M:チェダーチーズは、バンド内のインサイド・ジョークで、バンドメンバーそれぞれで違う意味で使っていると思います。これも説明はできなくて、čukučukuとおなじく、感じてもらうしかありません笑
チェダーチーズというフレーズを使いはじめたのは、アダムとティミーと一緒にPohodaという音楽フェスに行ったとき、フェスティバル用の公共シャワー室で、サラダオイルを塗りまくった裸のおっさんたちが、油を洗い流すシャンプーを勝ち取るために輪になってチェダーチーズを争奪する、というゲームを妄想したのがきっかけです。もちろんそのゲームは実現にはいたりませんでしたが、それからチェダーチーズということばが一人歩きして、ぼくたちの間でなにか神秘的なものに昇華されていきました。

-ご自身が監督した過去の映像も一貫してサイケデリックなカラーマネジメントをされていますが、それは何かに影響を受けたものですか?それとも音楽に合わせた映像を作る、ということを考えた結果そうなっているのですか?

M:映像のカラーマネジメントはPierce Mcgarryという映像作家から受けた影響です。あと、普通のかっこいいクリーンな映像よりは、ばかばかしい、Lo-fi感がある映像の方がぼくたちの音楽性に合うだろうとバンドメンバー話し合った結果でもあります。

バンドの未来について

-今後日本で活動される予定や意向はお持ちですか?

M:日本で演奏する事はぼくたちの夢であり目標です。ぼくのもうひとつのホームでもあるし、そこでバンドとして得られる経験にとても興味があります。ただ、やはりぼくたちのバンドの性質を考え、長い目で見ると今はレコーディングに集中して、ぼくたちの音楽を成長させ、その後オーディエンスにも認めてもらえたら、ツアーなどを開始していきます。その際には必ず日本でのツアーも実現させる予定です。

-ご自身でバンドは発展途上にある、とお考えのようですが、将来的にはどのような存在のバンドになるのが理想ですか?

M:Beatlesみたいなバンドになる夢を思春期のころから描いてきました。でもそれがぼくたちのスタンスと合うのかは分かりません。もしかしたら、裸のラリーズの海外での認知のされかたが、ぼくたちの理想的なバンド像かもしれません。でも何が、どうすれば理想的かなんて考える事はあんまりなくて、音楽をつくる喜びを味わいながら、čukučukuと共にぼくたちの愛を世界に広げていきたいです。

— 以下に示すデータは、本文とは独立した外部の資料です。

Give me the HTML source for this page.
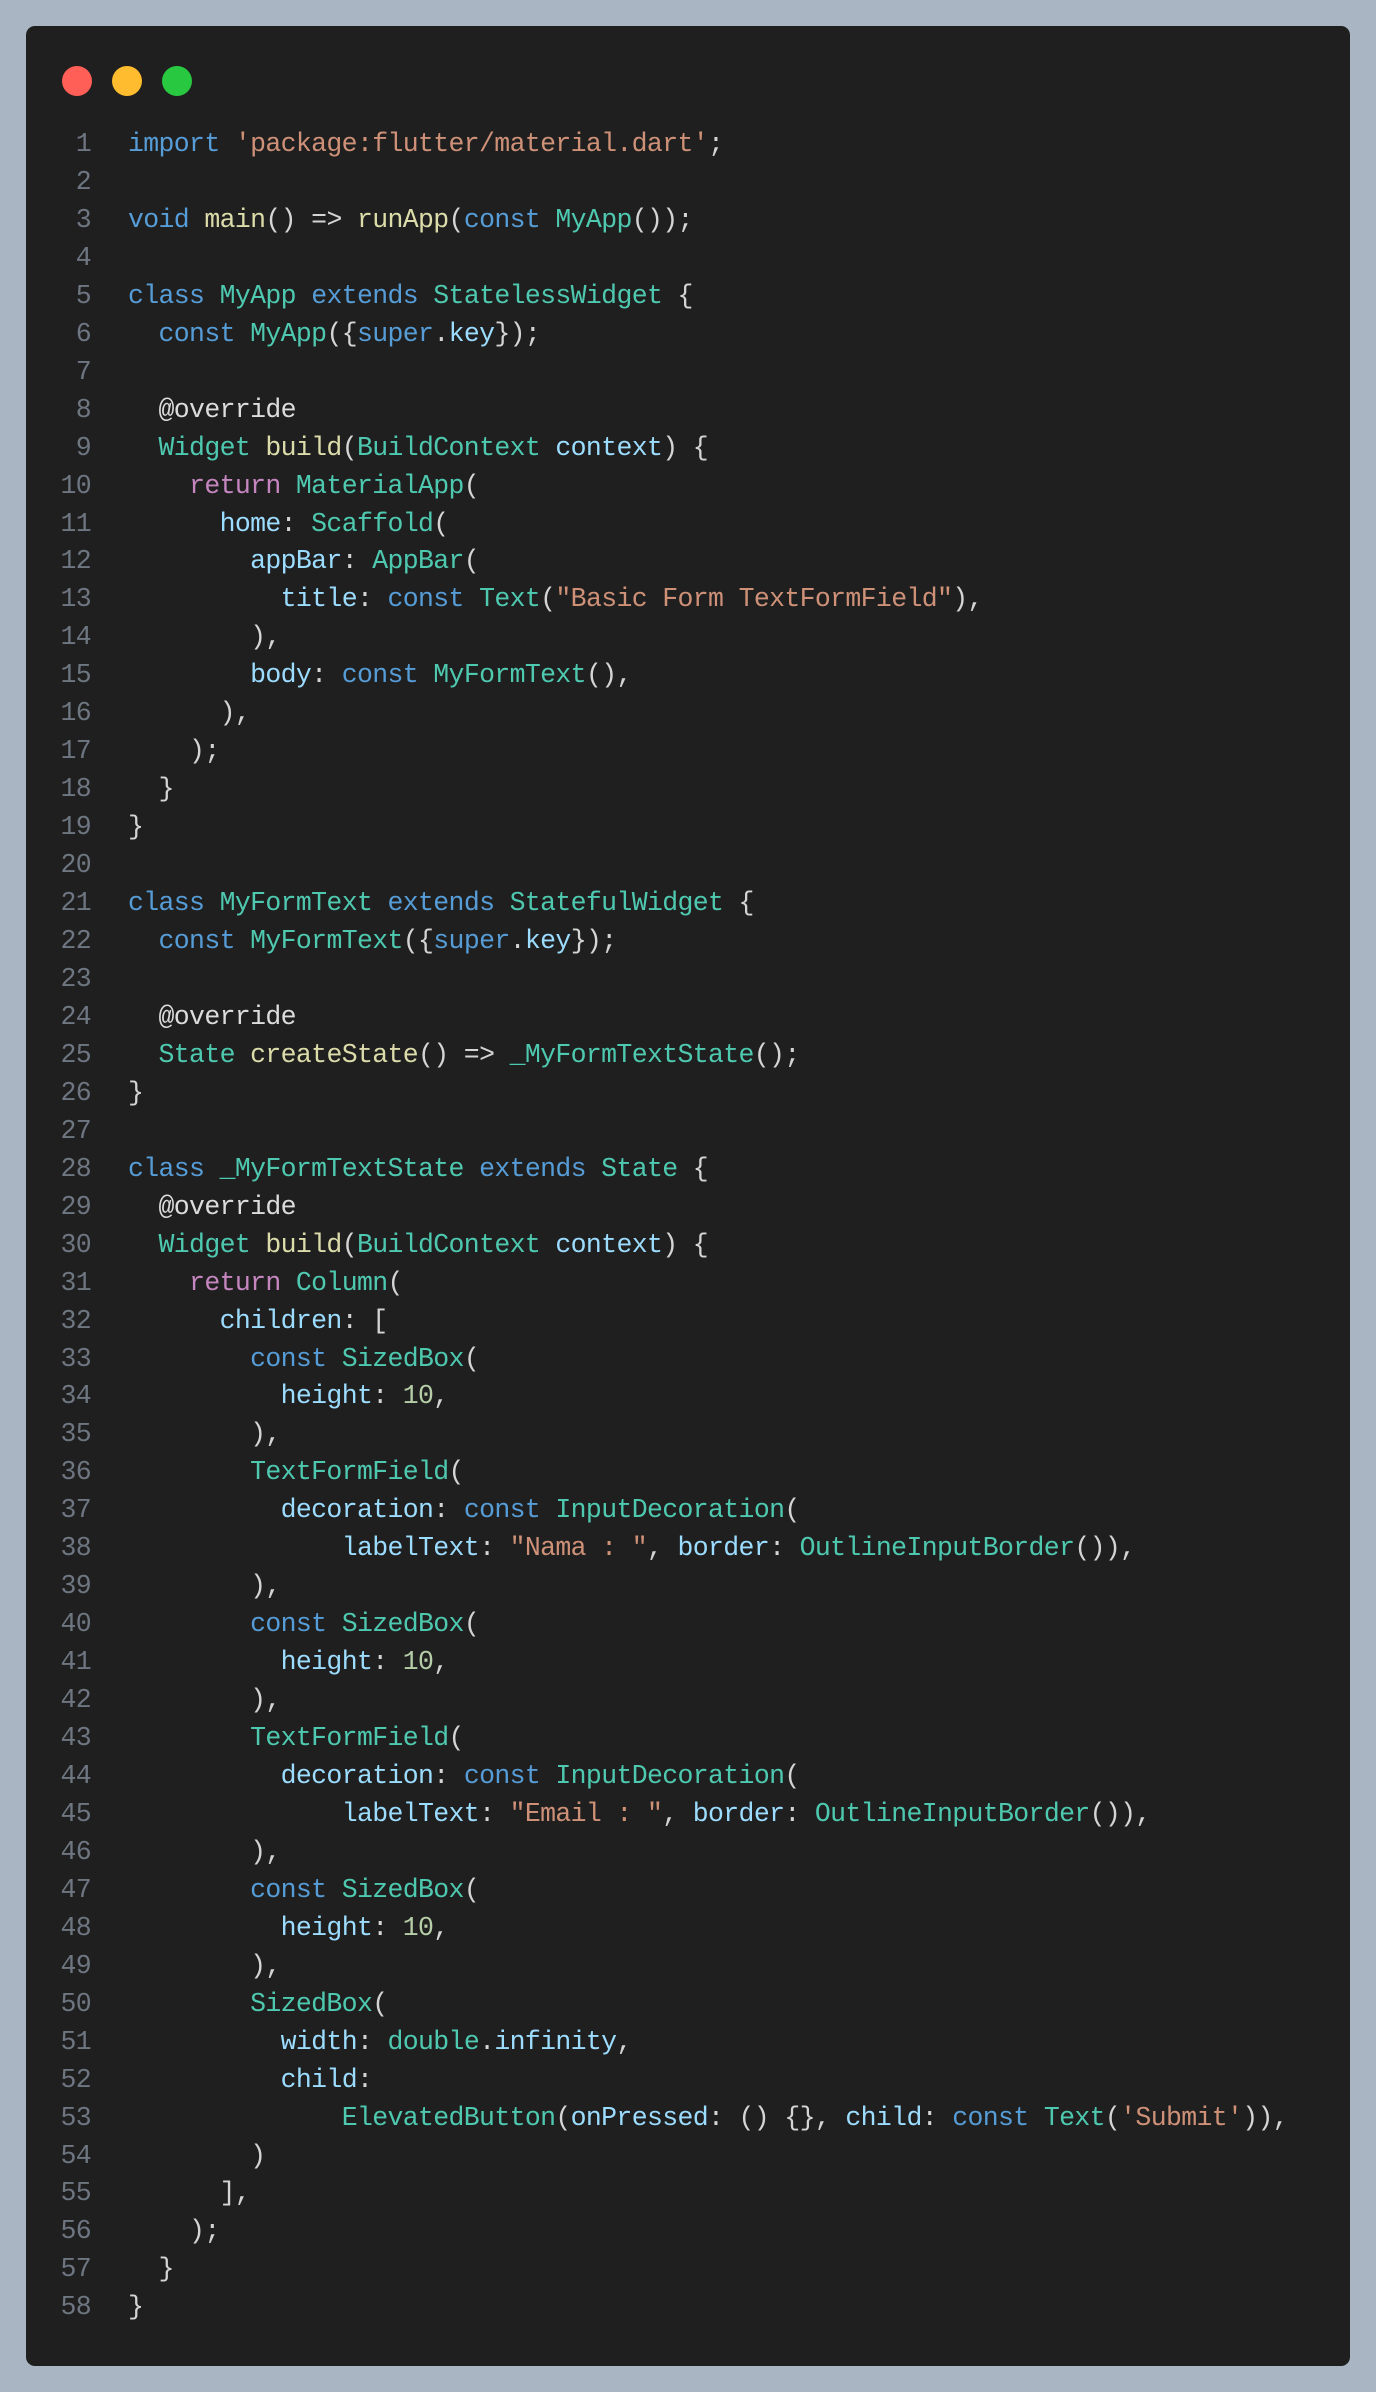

もしそれが十年後にもできているならそれがぼくの一番的確な理想的バンド像かもしれません。

おまけ

-音楽以外で好きなものがあれば教えてください。

M:マンガが大好きです!!もちろん映画も写真も洋服も大好きですが、一番の趣味はマンガかもしれません!海外にいるとなかなか日本語で読める機会がないのですが、日本に滞在してる間はたくさんのマンガを一気に読みあさります。バガボンド、ジョジョの奇妙な冒険、アキラ、ドラえもんなどが好きです笑その次に好きなのは映像をつくる事。その次がファッションでしょうか。